Oracle is a registered trademark of Oracle Corporation and/or its
affiliates. Other names may be trademarks of their respective
owners.
Type 'help;' or '\h' for help. Type '\c' to clear the current input statement.
mysql>
先ほど設定したパスワードでログインできることを確認します。
作業ユーザの作成
rootユーザだと、全ての権限を持ったユーザなので、利用シーンごとにユーザを作成します。

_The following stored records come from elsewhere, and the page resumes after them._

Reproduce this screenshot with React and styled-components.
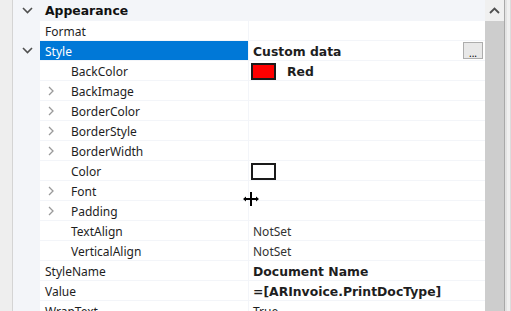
import React from "react";
import styled, {createGlobalStyle} from "styled-components";

const GlobalStyle = createGlobalStyle`
    html, body {
        margin: 0;
        padding: 0;
        background: #f0f0f0;
    }
    body {
        font-family: "Noto Sans", "Open Sans", sans-serif;
        font-size: 12px;
        color: #1e1e1e;
    }
`;

const boldFont = `"DejaVu Sans", "Noto Sans", sans-serif`;

const Frame = styled.div`
    position: relative;
    display: flex;
    width: 511px;
    height: 311px;
    overflow: hidden;
    background: #f0f0f0;
`;

const LeftEdge = styled.div`
    width: 12px;
    flex-shrink: 0;
    background: #eeeeee;
    border-right: 1px solid #d4d4d4;
`;

const Grid = styled.div`
    width: 472px;
    flex-shrink: 0;
    display: flex;
    flex-direction: column;
    background: #f3f5f9;
`;

const CategoryRow = styled.div`
    display: flex;
    align-items: center;
    height: 20px;
    flex-shrink: 0;
    border-bottom: 1px solid #f3f5f9;
`;

const CategoryTitle = styled.span`
    padding-left: 5px;
    padding-top: 1px;
    font-family: ${boldFont};
    font-weight: 700;
    font-size: 12.4px;
    color: #111;
`;

const Row = styled.div`
    display: flex;
    height: 19px;
    flex-shrink: 0;
    border-bottom: 1px solid #f3f5f9;
`;

const Margin = styled.div`
    width: 27px;
    flex-shrink: 0;
    display: flex;
    align-items: center;
    justify-content: center;
    padding-left: 1px;
    box-sizing: border-box;
    background: #f3f5f9;
`;

const NameCell = styled.div`
    width: 209px;
    flex-shrink: 0;
    display: flex;
    align-items: center;
    box-sizing: border-box;
    padding-left: ${p => (p.$sub ? 6 : 5)}px;
    padding-top: 1px;
    background: ${p => (p.$selected ? "#0078d7" : "#ffffff")};
    color: ${p => (p.$selected ? "#ffffff" : "#1e1e1e")};
    border-right: 1px solid #f3f5f9;
    white-space: nowrap;
`;

const Expander = styled.span`
    width: 25px;
    display: inline-flex;
    align-items: center;
    justify-content: flex-start;
    padding-left: 2px;
    box-sizing: border-box;
`;

const ValueCell = styled.div`
    flex: 1;
    display: flex;
    align-items: center;
    padding-left: 4px;
    padding-right: 2px;
    padding-top: 1px;
    background: #ffffff;
    font-family: ${p => (p.$bold ? boldFont : "inherit")};
    font-weight: ${p => (p.$bold ? 700 : 400)};
    font-size: ${p => (p.$bold ? 12.4 : 12)}px;
    white-space: nowrap;
    color: ${p => (p.$muted ? "#333333" : "#1e1e1e")};
`;

const Swatch = styled.span`
    width: 21px;
    height: 13px;
    border: 2px solid #1a1a1a;
    background: ${p => p.$color};
    margin-left: -2px;
    margin-right: ${p => (p.$gap ? 11 : 0)}px;
`;

const EllipsisButton = styled.span`
    margin-left: auto;
    margin-top: -1px;
    width: 18px;
    height: 15px;
    border: 1px solid #adadad;
    background: #e8e8e8;
    display: flex;
    align-items: flex-end;
    justify-content: center;
    font-family: "Noto Sans", sans-serif;
    font-size: 10px;
    line-height: 10px;
    font-weight: 400;
    color: #000;
`;

const Scrollbar = styled.div`
    width: 19px;
    flex-shrink: 0;
    display: flex;
    flex-direction: column;
    background: #f0f0f0;
`;

const ArrowButton = styled.div`
    height: 21px;
    display: flex;
    align-items: center;
    justify-content: center;
`;

const Thumb = styled.div`
    flex: 1;
    background: #cdcdcd;
`;

const RightEdge = styled.div`
    flex: 1;
    border-left: 1px solid #a8a8a8;
    background: linear-gradient(to right, #e3e3e3 0 2px, #f0f0f0 2px 5px, #dcdcdc 5px 6px, #f0f0f0 6px);
`;

const Cursor = styled.svg`
    position: absolute;
    left: 243px;
    top: 192px;
`;

const ChevronDown = () => (
    <svg width="11" height="7" viewBox="0 0 11 7">
        <path d="M1 1 L5.5 5.5 L10 1" fill="none" stroke="#505050" strokeWidth="1.6"/>
    </svg>
);

const ChevronRight = () => (
    <svg width="6" height="10" viewBox="0 0 6 10">
        <path d="M1 1 L5 5 L1 9" fill="none" stroke="#9a9a9a" strokeWidth="1.3"/>
    </svg>
);

const ChevronUp = () => (
    <svg width="11" height="7" viewBox="0 0 11 7">
        <path d="M1 6 L5.5 1.5 L10 6" fill="none" stroke="#505050" strokeWidth="1.8"/>
    </svg>
);

const styleProps = [
    {name: "BackColor", swatch: "#ff0000", value: "Red", bold: true},
    {name: "BackImage", expand: true},
    {name: "BorderColor", expand: true},
    {name: "BorderStyle", expand: true},
    {name: "BorderWidth", expand: true},
    {name: "Color", swatch: "#ffffff"},
    {name: "Font", expand: true},
    {name: "Padding", expand: true},
    {name: "TextAlign", value: "NotSet", muted: true},
    {name: "VerticalAlign", value: "NotSet", muted: true},
];

const afterProps = [
    {name: "StyleName", value: "Document Name", bold: true},
    {name: "Value", value: "=[ARInvoice.PrintDocType]", bold: true},
    {name: "WrapText", value: "True"},
];

const App = () => {
    return (
        <Frame>
            <GlobalStyle/>
            <LeftEdge/>
            <Grid>
                <CategoryRow>
                    <Margin><ChevronDown/></Margin>
                    <CategoryTitle>Appearance</CategoryTitle>
                </CategoryRow>
                <Row>
                    <Margin/>
                    <NameCell>Format</NameCell>
                    <ValueCell/>
                </Row>
                <Row>
                    <Margin><ChevronDown/></Margin>
                    <NameCell $selected>Style</NameCell>
                    <ValueCell $bold>
                        Custom data
                        <EllipsisButton>...</EllipsisButton>
                    </ValueCell>
                </Row>
                {styleProps.map(p => (
                    <Row key={p.name}>
                        <Margin/>
                        <NameCell $sub>
                            <Expander>{p.expand && <ChevronRight/>}</Expander>
                            {p.name}
                        </NameCell>
                        <ValueCell $bold={p.bold} $muted={p.muted}>
                            {p.swatch && <Swatch $color={p.swatch} $gap={!!p.value}/>}
                            {p.value}
                        </ValueCell>
                    </Row>
                ))}
                {afterProps.map(p => (
                    <Row key={p.name}>
                        <Margin/>
                        <NameCell>{p.name}</NameCell>
                        <ValueCell $bold={p.bold}>{p.value}</ValueCell>
                    </Row>
                ))}
            </Grid>
            <Scrollbar>
                <ArrowButton><ChevronUp/></ArrowButton>
                <Thumb/>
            </Scrollbar>
            <RightEdge/>
            <Cursor width="16" height="14" viewBox="0 0 16 14">
                <path d="M8 0 V14 M1 7 H15" stroke="#000" strokeWidth="2"/>
                <path d="M0 7 L3 4.5 V9.5 Z M16 7 L13 4.5 V9.5 Z" fill="#000"/>
            </Cursor>
        </Frame>
    );
};

export default App;
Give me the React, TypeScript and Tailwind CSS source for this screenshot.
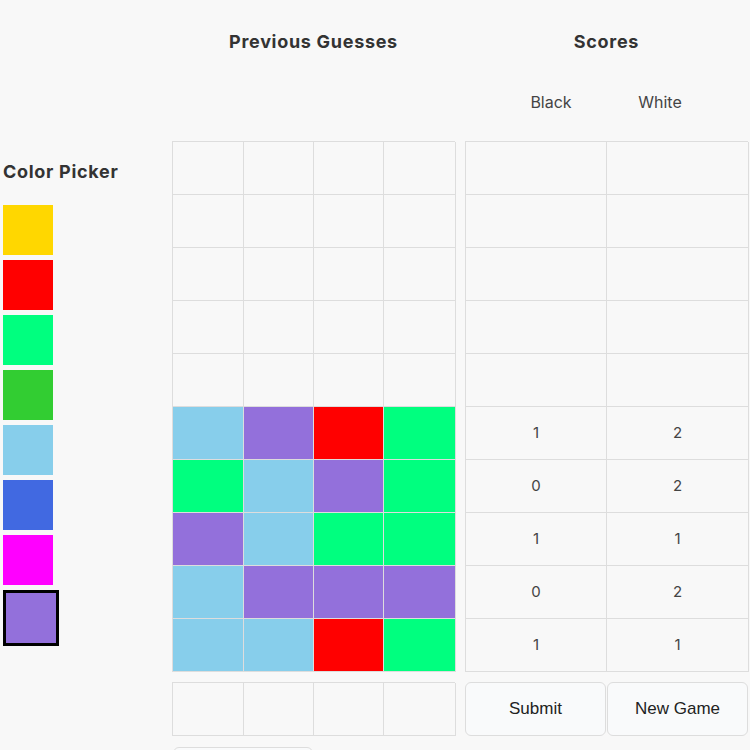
const palette = ["#FFD700", "#FF0000", "#00FF7F", "#32CD32", "#87CEEB", "#4169E1", "#FF00FF", "#9370DB"];

const S = "#87CEEB";
const P = "#9370DB";
const R = "#FF0000";
const G = "#00FF7F";

const guesses: (string | null)[][] = [
  [null, null, null, null],
  [null, null, null, null],
  [null, null, null, null],
  [null, null, null, null],
  [null, null, null, null],
  [S, P, R, G],
  [G, S, P, G],
  [P, S, G, G],
  [S, P, P, P],
  [S, S, R, G],
];

const scores: ([number, number] | null)[] = [null, null, null, null, null, [1, 2], [0, 2], [1, 1], [0, 2], [1, 1]];

const heading = "text-[18px] leading-[27px] font-bold text-[#333333] tracking-[0.7px]";

export default function App() {
  const selected = 7;
  return (
    <div className="min-h-screen bg-[#f8f8f8] flex font-['Inter',sans-serif] text-[#333333]">
      {/* Color picker */}
      <div className="w-[172px] shrink-0 pl-[3px] pt-[158px]">
        <h2 className={heading}>Color Picker</h2>
        <div className="mt-[20px] flex flex-col gap-[5px]">
          {palette.map((c, i) => (
            <div
              key={c}
              className={i === selected ? "w-[56px] h-[56px] border-[3px] border-black" : "w-[50px] h-[50px]"}
              style={{ backgroundColor: c }}
            />
          ))}
        </div>
      </div>

      {/* Previous guesses */}
      <div className="w-[283px] shrink-0 pt-[28px]">
        <h2 className={heading + " text-center"}>Previous Guesses</h2>
        <div className="h-[86px]" />
        <div className="grid grid-cols-[71px_70px_70px_72px] border-l border-t border-[#dddddd]">
          {guesses.flat().map((c, i) => (
            <div
              key={i}
              className="h-[53px] border-r border-b border-[#dddddd]"
              style={c ? { backgroundColor: c } : undefined}
            />
          ))}
        </div>
        <div className="mt-[10px] grid grid-cols-[71px_70px_70px_72px] border-l border-t border-[#dddddd]">
          {[0, 1, 2, 3].map((i) => (
            <div key={i} className="h-[53px] border-r border-b border-[#dddddd]" />
          ))}
        </div>
        <button className="mt-[11px] ml-[1px] w-[140px] h-[40px] rounded-[6px] border border-[#dddddd] bg-[#f9fafb]" />
      </div>

      {/* Scores */}
      <div className="w-[283px] shrink-0 ml-[10px] pt-[28px]">
        <h2 className={heading + " text-center"}>Scores</h2>
        <div className="mt-[35px] h-[24px] flex pl-[16px] text-[16px] leading-[24px] text-[#444444]">
          <div className="w-[140px] text-center">Black</div>
          <div className="w-[78px] text-center">White</div>
        </div>
        <div className="mt-[27px] grid grid-cols-[141px_142px] border-l border-t border-[#dddddd]">
          {scores.map((s, i) => (
            <>
              <div key={"b" + i} className="h-[53px] border-r border-b border-[#dddddd] flex items-center justify-center text-[15px] text-[#444444]">
                {s ? s[0] : ""}
              </div>
              <div key={"w" + i} className="h-[53px] border-r border-b border-[#dddddd] flex items-center justify-center text-[15px] text-[#444444]">
                {s ? s[1] : ""}
              </div>
            </>
          ))}
        </div>
        <div className="mt-[10px] flex gap-[1px]">
          <button className="w-[141px] h-[54px] rounded-[6px] border border-[#dddddd] bg-[#f9fafb] font-['Liberation_Sans',Arial,sans-serif] text-[17px] text-[#222222]">
            Submit
          </button>
          <button className="w-[141px] h-[54px] rounded-[6px] border border-[#dddddd] bg-[#f9fafb] font-['Liberation_Sans',Arial,sans-serif] text-[17px] text-[#222222]">
            New Game
          </button>
        </div>
      </div>
    </div>
  );
}
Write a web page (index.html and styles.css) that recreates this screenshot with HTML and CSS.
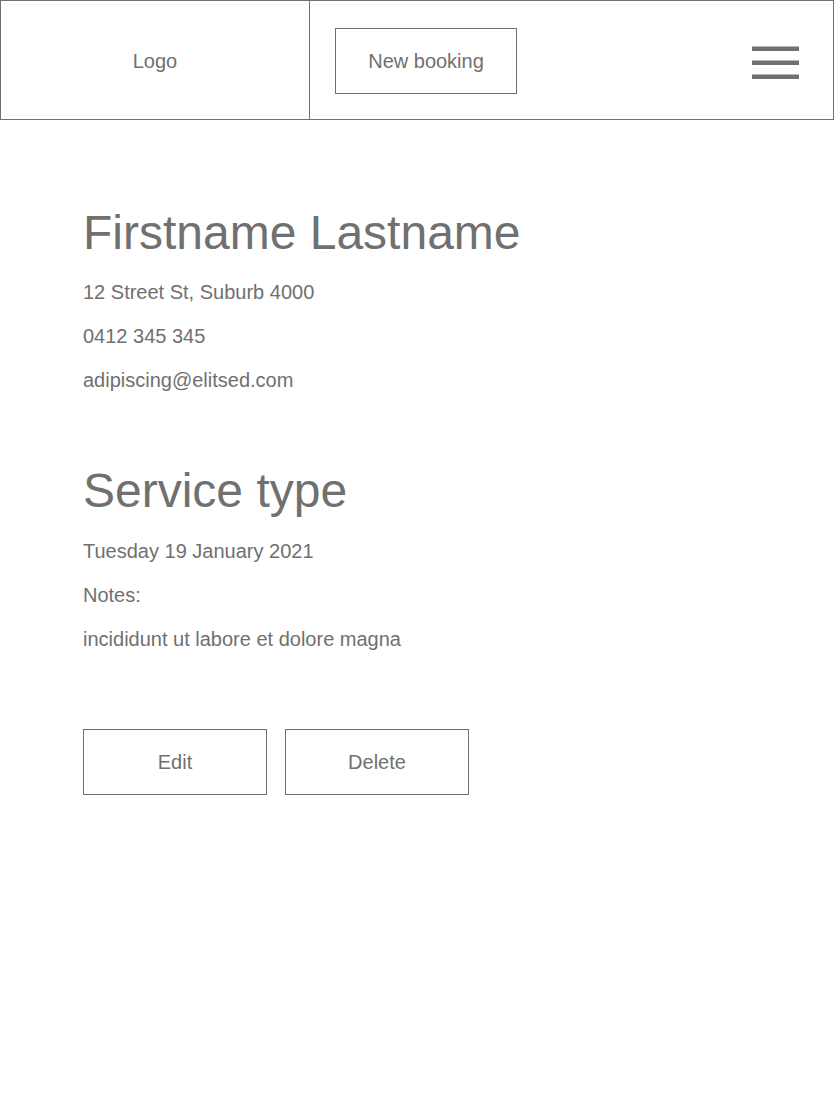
FILE: index.html
```html
<!DOCTYPE html>
<html lang="en">
<head>
<meta charset="utf-8">
<title>Booking</title>
<link rel="stylesheet" href="styles.css">
</head>
<body>
<header class="topbar">
  <div class="logo-cell">Logo</div>
  <div class="nav-cell">
    <button class="btn btn-new">New booking</button>
    <svg class="menu" width="47" height="33" viewBox="0 0 47 33" aria-label="Menu">
      <rect x="0" y="0.5" width="47" height="4.5" fill="#707070"/>
      <rect x="0" y="14.5" width="47" height="4.5" fill="#707070"/>
      <rect x="0" y="28.5" width="47" height="4.5" fill="#707070"/>
    </svg>
  </div>
</header>
<main class="content">
  <section class="customer">
    <h1 class="title">Firstname Lastname</h1>
    <p class="line line-first">12 Street St, Suburb 4000</p>
    <p class="line">0412 345 345</p>
    <p class="line">adipiscing@elitsed.com</p>
  </section>
  <section class="service">
    <h2 class="title">Service type</h2>
    <p class="line">Tuesday 19 January 2021</p>
    <p class="line">Notes:</p>
    <p class="line">incididunt ut labore et dolore magna</p>
  </section>
  <div class="actions">
    <button class="btn btn-action">Edit</button>
    <button class="btn btn-action">Delete</button>
  </div>
</main>
</body>
</html>
```
FILE: styles.css
```css
* { box-sizing: border-box; }
html, body { margin: 0; padding: 0; background: #fff; }
body {
  font-family: "Liberation Sans", Arial, sans-serif;
  color: #707070;
  font-size: 20px;
}
.topbar {
  display: flex;
  height: 120px;
  border: 1px solid #707070;
}
.logo-cell {
  width: 309px;
  border-right: 1px solid #707070;
  display: flex;
  align-items: center;
  justify-content: center;
  padding-top: 2px;
  line-height: 24px;
}
.nav-cell {
  flex: 1;
  display: flex;
  align-items: center;
  justify-content: space-between;
  padding: 0 34px 0 25px;
}
.btn {
  font-family: inherit;
  font-size: 20px;
  color: #707070;
  background: #fff;
  border: 1px solid #707070;
  height: 66px;
  padding: 0;
  cursor: pointer;
}
.btn-new { width: 182px; margin-top: 1px; padding-top: 2px; }
.menu { display: block; margin-top: 5px; }
.content { padding: 85px 0 0 83px; }
.title {
  margin: 0;
  font-size: 48px;
  font-weight: normal;
  line-height: 56px;
}
.line {
  margin: 20px 0 0;
  line-height: 24px;
}
.line-first { margin-top: 19px; }
.service { margin-top: 71px; }
.actions {
  display: flex;
  gap: 18px;
  margin-top: 78px;
}
.btn-action { width: 184px; }
```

今回は、wpというデータベースを扱うことのできるユーザを作成します。
mysql> create database wp;
Query OK, 1 row affected (0.02 sec)
mysql> create user 'staff'@'%' identified by 'xK!gta2qwp';
Query OK, 0 rows affected (0.02 sec)
mysql> grant all on wp.* to 'staff'@'%' with grant option;
Query OK, 0 rows affected (0.01 sec)
create user でユーザを作成しており、grant all で権限を付与しています。すべて終われば、作成完了です。
作業ユーザの確認
先ほど作成したユーザでログインしてみましょう。
$ mysql -u staff -p
Enter password:
Welcome to the MySQL monitor. Commands end with ; or \g.
Your MySQL connection id is 14
Server version: 8.0.21 MySQL Community Server - GPL
Copyright (c) 2000, 2020, Oracle and/or its affiliates. All rights reserved.
Oracle is a registered trademark of Oracle Corporation and/or its
affiliates. Other names may be trademarks of their respective
owners.
Type 'help;' or '\h' for help. Type '\c' to clear the current input statement.
mysql> show databases;
+--------------------+
| Database |
+--------------------+
| wp |
+--------------------+
2 rows in set (0.01 sec)
mysql> use wp;
Database changed
mysql> show tables;
Empty set (0.01 sec)
このように進むことができていれば、完了です。